Military officials and others expect Obama to settle on a middle-ground option that would deploy an eventual 32,000 to 35,000 U.S. service members to the 8-year-old conflict. That rough figure has stood as the most likely option since before Obama’s last large war-council meeting earlier this month.

The president has said with increasing frequency in recent days that a big piece of the rethinking of options that he ordered had to do with building an exit strategy into the announcement — in other words, revising the options presented to him to clarify when U.S. troops would turn over responsibility to the Afghan government and under what conditions.

As White House press secretary Robert Gibbs put it to reporters Monday, it’s “not just how we get people there, but what’s the strategy for getting them out.”

Obama held the 10th meeting of his Afghanistan strategy review since mid-September on Monday night, with a large cast of foreign policy and military advisers, to go over that revised information from war planners. The two-hour Situation Room session was aimed at discussing “some of the questions that the president had, some additional answers to what he’d asked for,” Gibbs said.

The presidential spokesman had said ahead of the meeting that it was possible Obama could lock in a decision then, or that one could come “over the course of the next several days.”
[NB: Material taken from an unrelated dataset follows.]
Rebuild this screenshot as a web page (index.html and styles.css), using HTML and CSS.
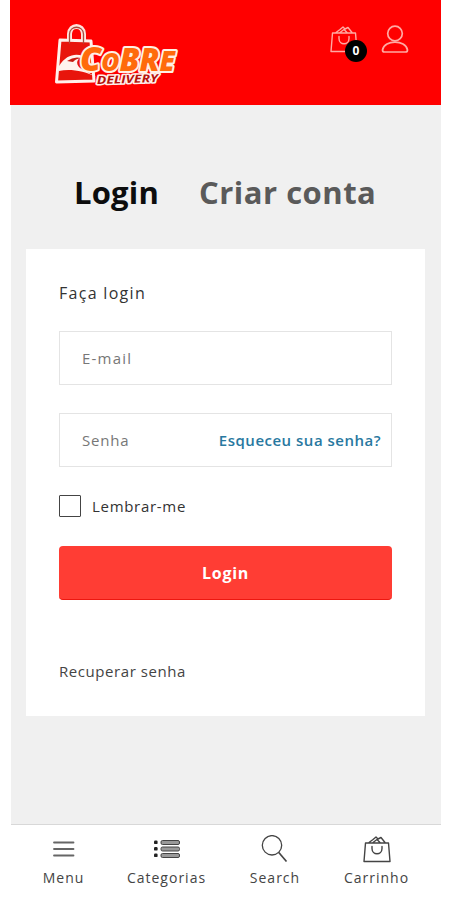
FILE: index.html
```
<!DOCTYPE html>
<html lang="pt-BR">
<head>
<meta charset="utf-8">
<title>Cobre Delivery - Login</title>
<link rel="stylesheet" href="styles.css">
</head>
<body>
<div class="app">
  <header class="header">
    <a class="brand" aria-label="Cobre Delivery">
      <svg width="130" height="68" viewBox="0 0 130 68">
        <g fill="none" stroke-linejoin="round" stroke-linecap="round">
          <path d="M17.500 24V13C18 3 31 3 31.500 13V24" stroke="#ffe3dc" stroke-width="5"/>
          <path d="M8 19L39 20L42 60L4.500 61Z" stroke="#fff0eb" stroke-width="3" fill="#e8150c"/>
          <path d="M17.500 22V13C18 4 31 4 31.500 13V22" stroke="#a84a3e" stroke-width="1.300"/>
        </g>
        <path d="M7 45C14 34 23 32 31 35C25 38 23 42 28 47L46 57C31 49 17 48 7 50Z" fill="#fff3ee"/>
        <path d="M15 40Q22 35 29 37Q23 38 21 41Z" fill="#c51a10"/>
        <text class="brand-name" x="28" y="49.500" textLength="95" lengthAdjust="spacingAndGlyphs"><tspan font-size="34">C</tspan><tspan font-size="25">O</tspan><tspan font-size="32">B</tspan><tspan font-size="31">R</tspan><tspan font-size="28">E</tspan></text>
        <text class="brand-sub" x="45" y="63" textLength="61" lengthAdjust="spacingAndGlyphs" transform="rotate(-2 46 61)">DELIVERY</text>
      </svg>
    </a>
    <div class="actions">
      <a class="bag">
        <svg width="28" height="28" viewBox="0 0 28 28"><use href="#bag"/></svg>
        <span class="badge">0</span>
      </a>
      <svg class="user" width="28" height="29" viewBox="0 0 28 29">
        <circle cx="14" cy="8.500" r="7.300"/>
        <path d="M1.500 25Q1.500 27 3.500 27H24.500Q26.500 27 26.500 25C24.500 14.500 3.500 14.500 1.500 25Z"/>
      </svg>
    </div>
  </header>

  <main class="main">
    <nav class="tabs">
      <a class="tab active">Login</a>
      <a class="tab other">Criar conta</a>
    </nav>
    <form class="card">
      <h2 class="title">Faça login</h2>
      <div class="field"><span class="hint email">E-mail</span></div>
      <div class="field"><span class="hint pass">Senha</span><a class="forgot">Esqueceu sua senha?</a></div>
      <label class="remember"><span class="box"></span><span class="remember-text">Lembrar-me</span></label>
      <div class="submit"><span>Login</span></div>
      <a class="recover">Recuperar senha</a>
    </form>
  </main>

  <footer class="bottom">
    <a class="item menu">
      <svg width="28" height="28" viewBox="0 0 28 28"><path d="M4 7.500H23.500M4 14H23.500M4 20.500H23.500" stroke="#666" stroke-width="1.800" stroke-linecap="round"/></svg>
      <span>Menu</span>
    </a>
    <a class="item categories">
      <svg width="28" height="28" viewBox="0 0 28 28">
        <g fill="#999" stroke="#444" stroke-width="1"><rect x="8" y="5.500" width="18.500" height="4" rx="1.500"/><rect x="8" y="12" width="18.500" height="4" rx="1.500"/><rect x="8" y="18.500" width="18.500" height="4" rx="1.500"/></g>
        <g fill="#222"><rect x="1" y="5.500" width="3.600" height="3.600" rx="1.200"/><rect x="1" y="12" width="3.600" height="3.600" rx="1.200"/><rect x="1" y="18.500" width="3.600" height="3.600" rx="1.200"/></g>
      </svg>
      <span>Categorias</span>
    </a>
    <a class="item search">
      <svg width="28" height="28" viewBox="0 0 28 28" fill="none" stroke="#444" stroke-width="1.300"><circle cx="11" cy="10.300" r="9.700"/><path d="M17.800 17.500L25.500 26.500" stroke-width="1.700"/></svg>
      <span>Search</span>
    </a>
    <a class="item cart">
      <svg width="28" height="28" viewBox="0 0 28 28"><g id="bag"><path class="bag-line" d="M2.500 8H25.500L27 26.500H1ZM9 11.500V13.500C9 20.500 19 20.500 19 13.500V11.500M6 7.500L10 4.500L13 2L15 4L18 2.500L22 7.500M10 7.500L14 4.500L17 7.500"/></g></svg>
      <span>Carrinho</span>
    </a>
  </footer>
</div>
</body>
</html>
```
FILE: styles.css
```
* { box-sizing: border-box; }
body { margin: 0; background: #fff; font-family: "Open Sans", sans-serif; color: #333; }
.app { width: 430px; height: 900px; margin-left: 11px; display: flex; flex-direction: column; }

.header { height: 105px; margin: 0 0 0 -1px; width: 431px; background: #f00; display: flex; justify-content: space-between; padding: 21px 32px 0 42px; }
.brand svg { display: block; overflow: visible; }
.brand-name { font-family: "Open Sans", sans-serif; font-weight: 800; font-style: italic; fill: #ff6b0b; stroke: #fff0e5; stroke-width: 4px; stroke-linejoin: round; paint-order: stroke; }
.brand-sub { font-family: "Open Sans", sans-serif; font-weight: 700; font-style: italic; font-size: 11px; fill: #b5120c; stroke: #fff0eb; stroke-width: 3px; stroke-linejoin: round; paint-order: stroke; }
.actions { display: flex; gap: 23px; padding-top: 4px; }
.bag { position: relative; width: 28px; height: 28px; color: #ffaaa3; }
.bag svg { display: block; }
.bag-line { fill: none; stroke: currentColor; stroke-width: 1.400px; stroke-linejoin: round; stroke-linecap: round; }
.badge { position: absolute; left: 15px; top: 15px; width: 22px; height: 22px; border-radius: 50%; background: #000; color: #fff; font-size: 12px; font-weight: 700; line-height: 22px; text-align: center; }
.user { fill: none; stroke: #ffaaa3; stroke-width: 1.700px; stroke-linejoin: round; }

.main { height: 719px; background: #f0f0f0; padding: 64px 15px 0; }
.tabs { display: flex; height: 80px; padding-left: 48px; gap: 39px; font-size: 31px; font-weight: 700; line-height: 46px; white-space: nowrap; }
.tab { color: #5a5a5a; letter-spacing: .5px; }
.tab.active { color: #0d0d0d; width: 86px; letter-spacing: .2px; }

.card { width: 399px; height: 467px; background: #fff; padding: 32px 33px 0; display: flex; flex-direction: column; align-items: stretch; }
.title { margin: 0 0 26px; font-size: 16px; line-height: 24px; font-weight: 400; letter-spacing: 1.300px; color: #333; }
.field { height: 54px; margin-bottom: 28px; border: 1.500px solid #e4e4e4; padding: 0 10px 0 22px; display: flex; align-items: center; justify-content: space-between; font-size: 15px; color: #777; white-space: nowrap; }
.email { letter-spacing: 1.200px; }
.pass { letter-spacing: .8px; }
.forgot { color: #2878a0; font-weight: 600; letter-spacing: .5px; }
.remember { display: flex; align-items: center; gap: 11px; height: 22px; font-size: 15px; letter-spacing: .7px; color: #333; margin-bottom: 29px; }
.box { width: 22px; height: 22px; border: 1.500px solid #444; border-radius: 1px; }
.submit { height: 54px; border-radius: 4px; background: #ff3d34; border-bottom: 1px solid #ed1710; color: #fff; font-size: 16px; font-weight: 700; letter-spacing: .7px; display: flex; align-items: center; justify-content: center; }
.recover { margin-top: 60px; font-size: 15px; line-height: 22px; letter-spacing: .57px; color: #444; }

.bottom { height: 76px; border-top: 1.500px solid #d8d8d8; display: grid; grid-template-columns: 105px 101px 116px 87px; color: #444; font-size: 14px; padding-top: 10px; }
.item { display: flex; flex-direction: column; align-items: center; gap: 5px; line-height: 20px; letter-spacing: 1px; white-space: nowrap; }
.item svg { display: block; }
```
The White House is aiming for an announcement by Obama next week, either Tuesday or Wednesday, after Congress returns from its Thanksgiving break.

Military officials, congressional aides and European diplomats said they expect Obama to deliver a national address laying out the revamped strategy.

Congressional hearings would immediately follow that address, including testimony from the U.S. commander in Afghanistan, Gen. Stanley McChrystal. Others likely to take part in hearings would be Secretary of State Hillary Rodham Clinton, Defense Secretary Robert Gates and the U.S. ambassador to Afghanistan, Karl Eikenberry.